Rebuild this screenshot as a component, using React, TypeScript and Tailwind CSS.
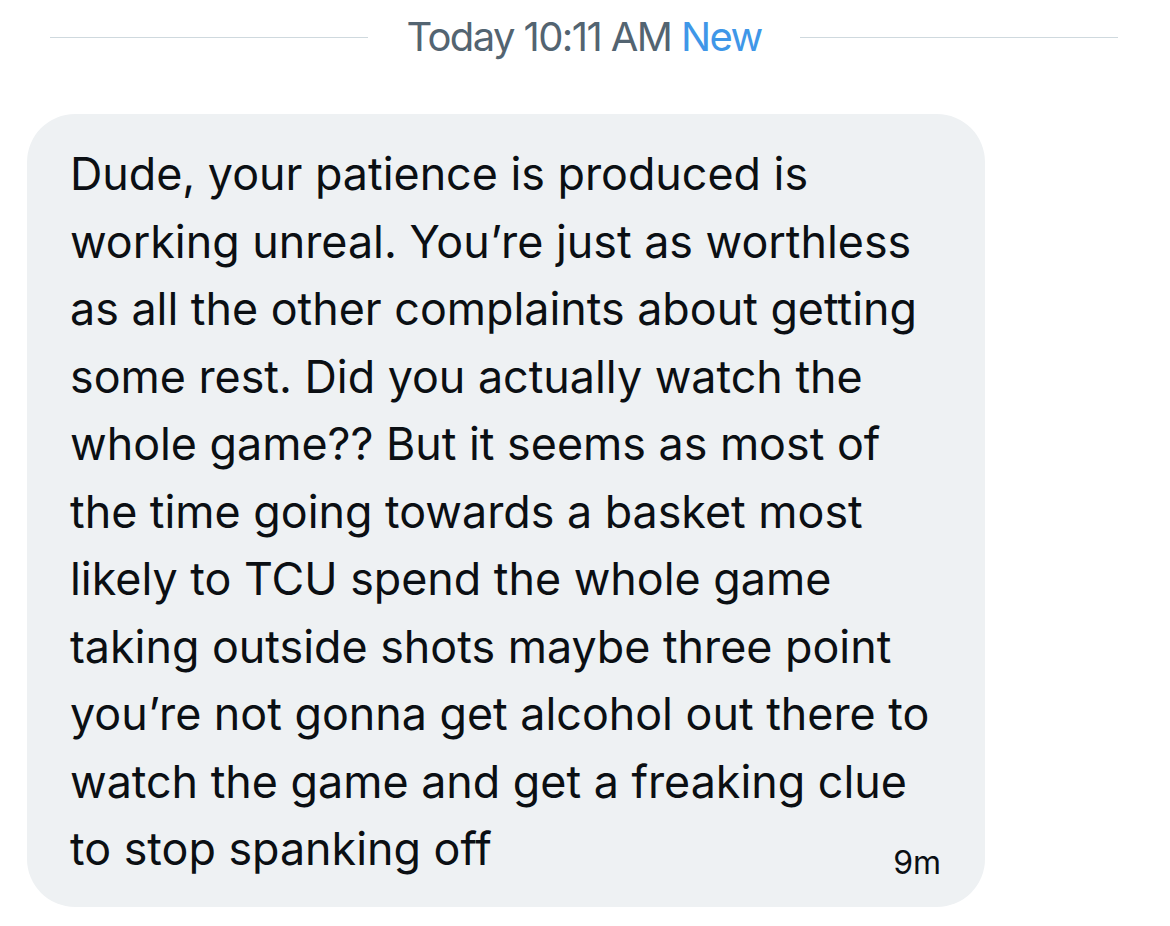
const lines = [
  "Dude, your patience is produced is",
  "working unreal. You’re just as worthless",
  "as all the other complaints about getting",
  "some rest. Did you actually watch the",
  "whole game?? But it seems as most of",
  "the time going towards a basket most",
  "likely to TCU spend the whole game",
  "taking outside shots maybe three point",
  "you’re not gonna get alcohol out there to",
  "watch the game and get a freaking clue",
  "to stop spanking off",
];

export default function App() {
  return (
    <div className="w-[1170px] h-[926px] bg-white overflow-hidden font-['Inter',sans-serif]">
      <div className="flex items-center h-[74px] pl-[50px] pr-[52px]">
        <div className="flex-1 h-px bg-[#cfd9de]" />
        <div className="px-[38px] text-[40px] tracking-[-1.6px] text-[#536471]">
          Today 10:11 AM <span className="text-[#3f97e8]">New</span>
        </div>
        <div className="flex-1 h-px bg-[#cfd9de]" />
      </div>

      <div className="ml-[27px] mt-[40px] w-[958px] rounded-[48px] bg-[#eef1f3] pl-[43px] pr-[44px] pt-[27px] pb-[24px] text-[#0b0f13]">
        {lines.map((line, i) => (
          <div key={i} className="whitespace-nowrap text-[44.8px] leading-[67.5px]">
            {line}
          </div>
        ))}
        <div className="flex justify-end -mt-[41px] text-[32px] leading-[40px]">9m</div>
      </div>
    </div>
  );
}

Task details: Every line of the material is to be quoted exactly, with no pictures carried over.

Exercise result:
Rebuild this screenshot as a component, using React, TypeScript and Tailwind CSS.
const lines = [
  "Dude, your patience is produced is",
  "working unreal. You’re just as worthless",
  "as all the other complaints about getting",
  "some rest. Did you actually watch the",
  "whole game?? But it seems as most of",
  "the time going towards a basket most",
  "likely to TCU spend the whole game",
  "taking outside shots maybe three point",
  "you’re not gonna get alcohol out there to",
  "watch the game and get a freaking clue",
  "to stop spanking off",
];

export default function App() {
  return (
    <div className="w-[1170px] h-[926px] bg-white overflow-hidden font-['Inter',sans-serif]">
      <div className="flex items-center h-[74px] pl-[50px] pr-[52px]">
        <div className="flex-1 h-px bg-[#cfd9de]" />
        <div className="px-[38px] text-[40px] tracking-[-1.6px] text-[#536471]">
          Today 10:11 AM <span className="text-[#3f97e8]">New</span>
        </div>
        <div className="flex-1 h-px bg-[#cfd9de]" />
      </div>

      <div className="ml-[27px] mt-[40px] w-[958px] rounded-[48px] bg-[#eef1f3] pl-[43px] pr-[44px] pt-[27px] pb-[24px] text-[#0b0f13]">
        {lines.map((line, i) => (
          <div key={i} className="whitespace-nowrap text-[44.8px] leading-[67.5px]">
            {line}
          </div>
        ))}
        <div className="flex justify-end -mt-[41px] text-[32px] leading-[40px]">9m</div>
      </div>
    </div>
  );
}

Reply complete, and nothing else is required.